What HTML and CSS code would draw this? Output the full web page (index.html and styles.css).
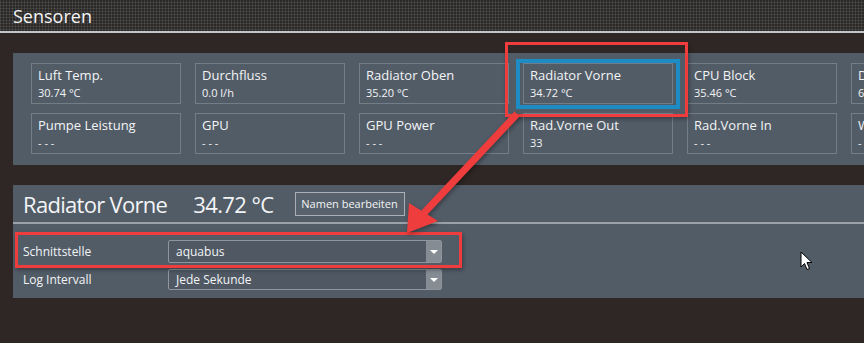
* * *
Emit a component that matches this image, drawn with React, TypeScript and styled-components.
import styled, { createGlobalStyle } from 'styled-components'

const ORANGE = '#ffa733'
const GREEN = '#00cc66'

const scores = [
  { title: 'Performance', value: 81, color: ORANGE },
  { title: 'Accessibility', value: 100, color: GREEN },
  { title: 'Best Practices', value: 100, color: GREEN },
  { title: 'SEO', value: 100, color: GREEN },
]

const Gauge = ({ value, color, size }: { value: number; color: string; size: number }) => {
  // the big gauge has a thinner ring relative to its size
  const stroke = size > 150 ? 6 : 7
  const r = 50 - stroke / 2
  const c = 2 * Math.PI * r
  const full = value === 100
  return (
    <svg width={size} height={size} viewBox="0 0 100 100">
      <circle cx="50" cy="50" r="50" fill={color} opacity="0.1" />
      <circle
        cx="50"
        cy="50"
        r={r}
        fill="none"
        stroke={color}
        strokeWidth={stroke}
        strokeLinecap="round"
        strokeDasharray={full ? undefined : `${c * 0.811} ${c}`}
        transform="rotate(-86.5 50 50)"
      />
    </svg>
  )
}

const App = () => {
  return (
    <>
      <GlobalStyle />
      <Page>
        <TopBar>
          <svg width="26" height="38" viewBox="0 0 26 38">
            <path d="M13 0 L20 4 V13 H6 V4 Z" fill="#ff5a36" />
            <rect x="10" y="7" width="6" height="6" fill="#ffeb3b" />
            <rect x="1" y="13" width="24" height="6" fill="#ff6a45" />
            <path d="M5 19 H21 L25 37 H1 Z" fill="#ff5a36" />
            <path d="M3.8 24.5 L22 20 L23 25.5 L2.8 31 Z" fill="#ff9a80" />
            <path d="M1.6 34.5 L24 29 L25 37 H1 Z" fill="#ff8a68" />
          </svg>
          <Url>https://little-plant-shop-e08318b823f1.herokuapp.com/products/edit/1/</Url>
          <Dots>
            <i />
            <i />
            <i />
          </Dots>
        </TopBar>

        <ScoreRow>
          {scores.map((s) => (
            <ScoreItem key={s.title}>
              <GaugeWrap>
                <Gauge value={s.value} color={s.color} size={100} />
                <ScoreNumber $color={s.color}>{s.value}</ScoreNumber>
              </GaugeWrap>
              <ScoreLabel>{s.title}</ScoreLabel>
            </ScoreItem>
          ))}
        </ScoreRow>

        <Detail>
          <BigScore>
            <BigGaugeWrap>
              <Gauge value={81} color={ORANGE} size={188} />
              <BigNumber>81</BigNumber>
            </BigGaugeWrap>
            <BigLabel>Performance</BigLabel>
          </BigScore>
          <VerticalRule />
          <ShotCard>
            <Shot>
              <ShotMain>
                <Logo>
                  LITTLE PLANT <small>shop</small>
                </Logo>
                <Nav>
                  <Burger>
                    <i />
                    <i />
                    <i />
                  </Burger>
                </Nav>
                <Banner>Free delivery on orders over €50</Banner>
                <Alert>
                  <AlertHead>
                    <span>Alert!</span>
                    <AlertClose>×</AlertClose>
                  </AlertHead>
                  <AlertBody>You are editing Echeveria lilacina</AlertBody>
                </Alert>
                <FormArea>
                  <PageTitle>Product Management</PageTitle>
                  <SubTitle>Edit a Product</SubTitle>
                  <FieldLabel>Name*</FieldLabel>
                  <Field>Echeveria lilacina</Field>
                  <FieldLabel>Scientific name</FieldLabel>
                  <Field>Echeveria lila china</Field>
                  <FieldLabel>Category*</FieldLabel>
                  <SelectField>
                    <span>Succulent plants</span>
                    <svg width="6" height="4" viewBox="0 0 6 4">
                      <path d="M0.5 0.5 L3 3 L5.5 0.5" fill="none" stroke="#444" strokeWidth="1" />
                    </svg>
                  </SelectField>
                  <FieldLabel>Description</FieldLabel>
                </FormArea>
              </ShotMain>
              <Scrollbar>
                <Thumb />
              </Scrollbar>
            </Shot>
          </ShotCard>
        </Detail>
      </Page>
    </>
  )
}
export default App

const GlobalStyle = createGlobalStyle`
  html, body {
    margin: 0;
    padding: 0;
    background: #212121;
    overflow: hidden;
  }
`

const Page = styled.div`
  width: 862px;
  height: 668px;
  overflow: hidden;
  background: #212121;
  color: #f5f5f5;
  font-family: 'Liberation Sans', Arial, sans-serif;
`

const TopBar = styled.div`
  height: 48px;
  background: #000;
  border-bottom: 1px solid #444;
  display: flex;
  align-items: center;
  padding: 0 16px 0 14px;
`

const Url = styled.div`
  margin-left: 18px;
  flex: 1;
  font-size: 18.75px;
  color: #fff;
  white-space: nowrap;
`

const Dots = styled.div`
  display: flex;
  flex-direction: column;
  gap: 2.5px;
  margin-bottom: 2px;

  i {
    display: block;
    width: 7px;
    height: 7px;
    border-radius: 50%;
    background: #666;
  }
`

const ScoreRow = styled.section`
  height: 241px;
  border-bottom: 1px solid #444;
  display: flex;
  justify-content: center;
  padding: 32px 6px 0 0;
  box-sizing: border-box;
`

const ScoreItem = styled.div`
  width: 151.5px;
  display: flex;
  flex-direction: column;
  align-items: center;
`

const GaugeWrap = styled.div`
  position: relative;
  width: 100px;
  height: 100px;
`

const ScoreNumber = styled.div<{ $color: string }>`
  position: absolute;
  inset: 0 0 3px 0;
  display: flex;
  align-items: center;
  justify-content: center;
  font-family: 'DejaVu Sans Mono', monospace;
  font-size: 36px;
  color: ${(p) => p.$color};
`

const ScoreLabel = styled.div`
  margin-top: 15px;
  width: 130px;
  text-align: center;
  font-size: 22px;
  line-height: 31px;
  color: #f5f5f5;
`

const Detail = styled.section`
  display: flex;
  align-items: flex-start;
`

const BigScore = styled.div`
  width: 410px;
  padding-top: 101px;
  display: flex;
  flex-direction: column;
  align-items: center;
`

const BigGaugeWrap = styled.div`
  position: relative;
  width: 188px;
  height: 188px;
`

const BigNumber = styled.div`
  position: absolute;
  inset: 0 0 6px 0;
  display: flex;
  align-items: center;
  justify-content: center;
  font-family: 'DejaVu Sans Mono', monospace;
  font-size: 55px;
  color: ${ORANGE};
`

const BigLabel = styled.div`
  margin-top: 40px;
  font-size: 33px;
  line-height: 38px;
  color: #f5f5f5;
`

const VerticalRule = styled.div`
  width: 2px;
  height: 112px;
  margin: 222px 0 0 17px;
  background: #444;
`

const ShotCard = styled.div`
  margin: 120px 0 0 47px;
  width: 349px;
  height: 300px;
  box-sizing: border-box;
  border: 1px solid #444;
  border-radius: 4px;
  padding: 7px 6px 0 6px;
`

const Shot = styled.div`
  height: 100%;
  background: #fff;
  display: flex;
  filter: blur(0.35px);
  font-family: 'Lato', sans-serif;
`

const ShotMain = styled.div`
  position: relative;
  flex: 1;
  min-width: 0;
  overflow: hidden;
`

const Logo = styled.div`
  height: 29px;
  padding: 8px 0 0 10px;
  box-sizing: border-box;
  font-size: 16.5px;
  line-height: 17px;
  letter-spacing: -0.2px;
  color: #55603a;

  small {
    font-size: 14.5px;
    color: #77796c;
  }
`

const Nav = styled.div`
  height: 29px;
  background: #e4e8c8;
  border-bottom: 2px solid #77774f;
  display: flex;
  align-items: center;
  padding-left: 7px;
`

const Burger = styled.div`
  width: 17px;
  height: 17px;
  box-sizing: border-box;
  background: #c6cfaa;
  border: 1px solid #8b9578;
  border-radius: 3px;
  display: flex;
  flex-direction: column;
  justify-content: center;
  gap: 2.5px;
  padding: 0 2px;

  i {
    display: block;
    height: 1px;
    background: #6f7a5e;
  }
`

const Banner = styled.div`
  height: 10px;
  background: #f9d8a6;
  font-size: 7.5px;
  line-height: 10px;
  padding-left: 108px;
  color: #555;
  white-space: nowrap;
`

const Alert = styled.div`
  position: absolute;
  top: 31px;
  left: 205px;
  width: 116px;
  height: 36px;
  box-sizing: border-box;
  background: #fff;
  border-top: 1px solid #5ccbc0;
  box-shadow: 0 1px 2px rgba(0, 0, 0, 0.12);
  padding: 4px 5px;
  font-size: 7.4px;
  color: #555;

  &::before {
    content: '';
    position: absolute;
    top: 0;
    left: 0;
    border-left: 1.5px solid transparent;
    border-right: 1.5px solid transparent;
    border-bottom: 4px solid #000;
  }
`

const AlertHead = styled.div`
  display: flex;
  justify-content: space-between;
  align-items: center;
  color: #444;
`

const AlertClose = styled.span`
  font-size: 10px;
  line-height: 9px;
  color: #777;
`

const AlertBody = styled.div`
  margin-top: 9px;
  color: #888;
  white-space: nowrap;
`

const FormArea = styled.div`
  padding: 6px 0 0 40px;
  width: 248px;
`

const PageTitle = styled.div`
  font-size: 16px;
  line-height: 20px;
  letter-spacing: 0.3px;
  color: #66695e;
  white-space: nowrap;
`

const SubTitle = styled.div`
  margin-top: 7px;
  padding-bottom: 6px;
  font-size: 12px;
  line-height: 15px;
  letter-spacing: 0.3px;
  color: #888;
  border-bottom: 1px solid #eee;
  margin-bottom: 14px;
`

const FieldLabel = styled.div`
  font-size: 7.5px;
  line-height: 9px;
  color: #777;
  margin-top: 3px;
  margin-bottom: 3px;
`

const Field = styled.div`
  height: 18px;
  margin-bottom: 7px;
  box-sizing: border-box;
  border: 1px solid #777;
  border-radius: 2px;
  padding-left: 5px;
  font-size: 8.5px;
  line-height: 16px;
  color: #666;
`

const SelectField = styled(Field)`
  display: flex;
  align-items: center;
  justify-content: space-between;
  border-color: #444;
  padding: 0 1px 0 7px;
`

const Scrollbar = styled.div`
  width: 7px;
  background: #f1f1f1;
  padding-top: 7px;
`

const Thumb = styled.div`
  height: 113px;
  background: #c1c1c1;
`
---
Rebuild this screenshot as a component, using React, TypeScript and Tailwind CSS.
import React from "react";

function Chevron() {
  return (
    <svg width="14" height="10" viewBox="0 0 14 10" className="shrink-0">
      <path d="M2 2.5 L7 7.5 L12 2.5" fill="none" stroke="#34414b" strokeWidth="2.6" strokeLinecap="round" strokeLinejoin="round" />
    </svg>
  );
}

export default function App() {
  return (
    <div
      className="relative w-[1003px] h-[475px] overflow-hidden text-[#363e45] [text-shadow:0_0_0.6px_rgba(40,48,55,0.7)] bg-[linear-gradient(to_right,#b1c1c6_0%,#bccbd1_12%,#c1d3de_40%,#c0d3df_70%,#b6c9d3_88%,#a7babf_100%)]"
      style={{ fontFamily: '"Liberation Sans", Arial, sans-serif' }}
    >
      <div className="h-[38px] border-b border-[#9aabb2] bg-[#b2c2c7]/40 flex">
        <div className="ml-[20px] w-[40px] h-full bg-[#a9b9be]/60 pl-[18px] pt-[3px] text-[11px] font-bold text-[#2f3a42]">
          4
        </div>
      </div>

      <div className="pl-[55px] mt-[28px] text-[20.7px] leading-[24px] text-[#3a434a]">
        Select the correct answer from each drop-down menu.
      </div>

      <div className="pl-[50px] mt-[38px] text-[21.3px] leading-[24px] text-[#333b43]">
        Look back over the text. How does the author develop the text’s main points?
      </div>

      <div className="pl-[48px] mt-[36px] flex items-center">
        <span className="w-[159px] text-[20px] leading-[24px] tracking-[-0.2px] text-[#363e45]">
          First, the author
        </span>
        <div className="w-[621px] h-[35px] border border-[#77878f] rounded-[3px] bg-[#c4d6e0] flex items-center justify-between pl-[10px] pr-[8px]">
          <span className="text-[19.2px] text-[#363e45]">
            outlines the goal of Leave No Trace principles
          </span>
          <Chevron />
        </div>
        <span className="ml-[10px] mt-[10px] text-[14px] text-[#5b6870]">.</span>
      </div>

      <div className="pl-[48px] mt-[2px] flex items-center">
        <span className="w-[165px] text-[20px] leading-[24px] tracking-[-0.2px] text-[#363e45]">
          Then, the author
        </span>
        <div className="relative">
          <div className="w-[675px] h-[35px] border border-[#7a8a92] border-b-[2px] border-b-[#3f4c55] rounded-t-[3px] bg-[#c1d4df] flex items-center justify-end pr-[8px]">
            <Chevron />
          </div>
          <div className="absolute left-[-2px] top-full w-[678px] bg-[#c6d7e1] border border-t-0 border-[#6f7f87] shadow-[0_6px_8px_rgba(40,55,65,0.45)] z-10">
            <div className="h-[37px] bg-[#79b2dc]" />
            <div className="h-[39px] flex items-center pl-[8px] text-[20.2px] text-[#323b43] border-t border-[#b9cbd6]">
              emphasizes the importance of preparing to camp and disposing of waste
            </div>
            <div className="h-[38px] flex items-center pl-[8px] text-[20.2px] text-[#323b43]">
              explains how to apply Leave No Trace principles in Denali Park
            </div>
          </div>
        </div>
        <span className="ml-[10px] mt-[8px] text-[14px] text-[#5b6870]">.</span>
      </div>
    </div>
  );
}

> Goal of the exercise: Output nothing but the number of lines in the data containing the string "TypeScript".

> Final answer: 2